Le caractère quasi simultané de ces deux événements est frappant. La vue de ces dirigeants consacrant ou inaugurant des édifices religieux illustre parfaitement leur projet politique : mettre fin à la laïcité, à l’égalité des citoyens, et instaurer un ordre basé sur un nationalisme ethnico-religieux.

Deux modèles particuliers de laïcité

Les deux pays ont adopté un modèle politique qualifié de laïque, mais les différences entre les deux sont nombreuses. La Turquie adopte des réformes modernistes à partir de la proclamation de la République en 1923 ; en 1937, son caractère laïque est inscrit dans la Constitution. En réalité, depuis ses débuts, le laiklik turc est très éloigné de ce qui est habituellement compris sous ce terme. Pour l’universitaire Hamit Bozarslan, il s’agit d’une « adaptation mutilée » du modèle français. Certes, la religion est exclue de la sphère strictement politique, mais la république organise la subordination de la religion – islamique sunnite – à l’État, « au point de l’annexer, purement et simplement, au service public ». Un ministère des affaires religieuses (Diyanet) contrôle entièrement le clergé sunnite, rémunéré par l’État, et rédige le prêche du vendredi lu dans toutes les mosquées ; dans les écoles publiques, les seuls cours de religion sont de l’islam sunnite. Il s’agit d’une laïcité très superficielle ; en bref, d’une « laïcité » qui « instaure l’islam en religion par défaut de la nation ».

Shoppers walk past an installation of the model of Ayodhya's Ram Temple at a shopping mall during the ongoing Hindu festive season, in New Delhi on October 24, 2020. (Photo by Sajjad HUSSAIN / AFP)

Une maquette du temple d’Ayodhya Ram, qui sera construit à l’endroit où une mosquée a été détruite par des fanatiques hindous en 1992, orne le patio d’un centre commercial de New Delhi. © Sajjad Hussain/AFP

L’Inde est une république fondée sur la laïcité (secularism) depuis son indépendance, en 1947. Le Parti du Congrès, principale force politique dans les décennies suivantes, défend l’universalisme et la laïcité, seule manière à ses yeux de garantir la paix civile et les droits des citoyens dans un pays d’une grande diversité religieuse.
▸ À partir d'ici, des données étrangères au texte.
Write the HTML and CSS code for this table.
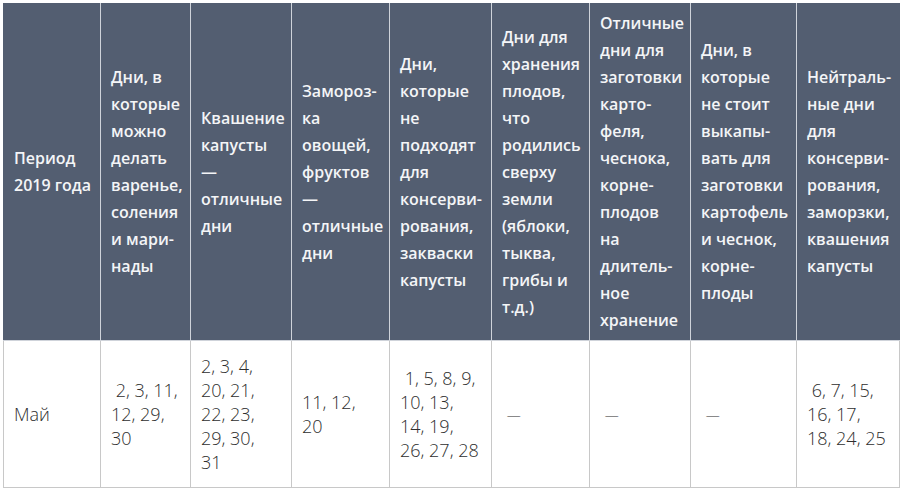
FILE: index.html
```html
<!DOCTYPE html>
<html lang="ru">
<head>
<meta charset="utf-8">
<title>Календарь заготовок</title>
<link rel="stylesheet" href="styles.css">
</head>
<body>
<div class="wrap">
<table class="cal">
<colgroup>
<col class="c1"><col class="c2"><col class="c3"><col class="c4"><col class="c5"><col class="c6"><col class="c7"><col class="c8"><col class="c9">
</colgroup>
<thead>
<tr>
<th>Период<br>2019 года</th>
<th>Дни, в<br>которые<br>можно<br>делать<br>варенье,<br>соления<br>и мари-<br>нады</th>
<th>Квашение<br>капусты<br>—<br>отличные<br>дни</th>
<th>Замороз-<br>ка<br>овощей,<br>фруктов<br>—<br>отличные<br>дни</th>
<th>Дни,<br>которые<br>не<br>подходят<br>для<br>консерви-<br>рования,<br>закваски<br>капусты</th>
<th>Дни для<br>хранения<br>плодов,<br>что<br>родились<br>сверху<br>земли<br>(яблоки,<br>тыква,<br>грибы и<br>т.д.)</th>
<th>Отличные<br>дни для<br>заготовки<br>карто-<br>феля,<br>чеснока,<br>корне-<br>плодов<br>на<br>длитель-<br>ное<br>хранение</th>
<th>Дни, в<br>которые<br>не стоит<br>выкапы-<br>вать для<br>заготовки<br>картофель<br>и чеснок,<br>корне-<br>плоды</th>
<th>Нейтраль-<br>ные дни<br>для<br>консерви-<br>рования,<br>заморзки,<br>квашения<br>капусты</th>
</tr>
</thead>
<tbody>
<tr>
<td>Май</td>
<td>&nbsp;2, 3, 11,<br>12, 29,<br>30</td>
<td>2, 3, 4,<br>20, 21,<br>22, 23,<br>29, 30,<br>31</td>
<td>11, 12,<br>20</td>
<td>&nbsp;1, 5, 8, 9,<br>10, 13,<br>14, 19,<br>26, 27, 28</td>
<td>&nbsp;<span class="dash">—</span></td>
<td>&nbsp;<span class="dash">—</span></td>
<td>&nbsp;<span class="dash">—</span></td>
<td>&nbsp;6, 7, 15,<br>16, 17,<br>18, 24, 25</td>
</tr>
</tbody>
</table>
</div>
</body>
</html>
```

FILE: styles.css
```css
html, body {
  margin: 0;
  padding: 0;
  background: #ffffff;
}

.wrap {
  padding: 3px 0 0 3px;
}

.cal {
  border-collapse: collapse;
  table-layout: fixed;
  width: 896px;
  font-family: "Open Sans", "DejaVu Sans", sans-serif;
}

.c1 { width: 97px; }
.c2 { width: 90px; }
.c3 { width: 101px; }
.c4 { width: 98px; }
.c5 { width: 102px; }
.c6 { width: 98px; }
.c7 { width: 101px; }
.c8 { width: 106px; }
.c9 { width: 103px; }

.cal th {
  background: #535e71;
  color: #f4f5f7;
  font-size: 16px;
  font-weight: 600;
  line-height: 27px;
  text-align: left;
  vertical-align: middle;
  white-space: nowrap;
  padding: 6px 10px;
  height: 324px;
  border: 1px solid #cfd3da;
  border-top-color: #535e71;
}

.cal th:first-child {
  border-left-color: #535e71;
}

.cal th:last-child {
  border-right-color: #535e71;
}

.cal td {
  color: #2e2e2e;
  font-size: 18px;
  font-weight: 300;
  line-height: 24px;
  text-align: left;
  vertical-align: middle;
  white-space: nowrap;
  padding: 6px 10px;
  height: 134px;
  border: 1px solid #c8c8c8;
}

.dash {
  font-size: 14px;
}
```
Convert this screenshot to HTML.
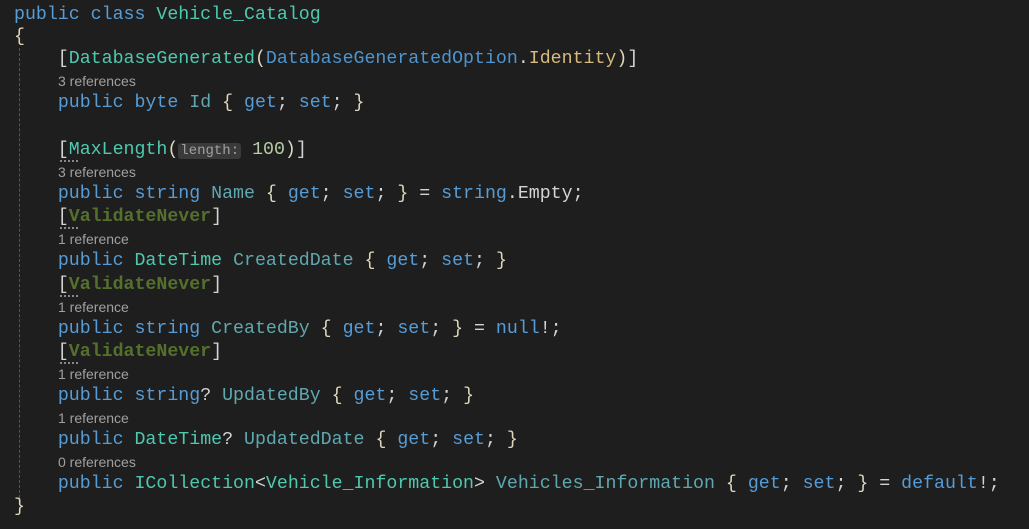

L’égalité de tous les citoyens, quel que soit leur groupe social ou leur religion, est inscrite dans la Constitution, ainsi que la liberté de conscience ; il n’y a pas de religion d’État.

Le sécularisme indien comporte malgré tout certaines ambivalences : l’État reconnaît les communautés sur une base religieuse, afin de protéger les minorités. En outre, il peut intervenir dans les affaires internes d’une religion, lorsque c’est dans le but de favoriser des valeurs constitutionnelles, comme l’égalité des citoyens. Ainsi, la Constitution interdit le système de castes qui est un des fondements de la société hindoue ; des places sont réservées aux dalits (« intouchables ») et autres basses castes dans les universités et administrations, car dans la pratique ce système survit. Le « sécularisme » indien est malgré tout une réalisation remarquable, dans un pays profondément marqué par les divisions et le fanatisme religieux.

Des modèles laïques contestés de longue date

Dans les deux pays sont apparus et montés en puissance des partis qui rejettent la laïcité, vue comme l’imposition d’un modèle occidental, et qui définissent l’appartenance à la nation sur la base de la religion dominante. En Turquie, l’AKP (Adalet ve Kalkınma Partisi, Parti de la justice et du développement) dirigé par Recep Erdoğan alliait, à ses débuts, un certain conservatisme social au libéralisme économique, puis a évolué pour devenir franchement islamo-nationaliste au cours de la dernière décennie. L’AKP se fonde sur l’idée de « synthèse turco-islamique » qui, dans les termes de la chercheuse Dorothée Schmid, « fusionne, dans une idéologie hybride, les deux ressources principales du marché politique turc : l’islamisme et le nationalisme ». Cette idéologie parachève l’assimilation de la nation turque à la religion islamique, déjà implicite dans le modèle kémaliste originel. Dans cette optique, il n’y a aucune place pour la dissidence ou le pluralisme : un Turc ne peut être que musulman (sunnite).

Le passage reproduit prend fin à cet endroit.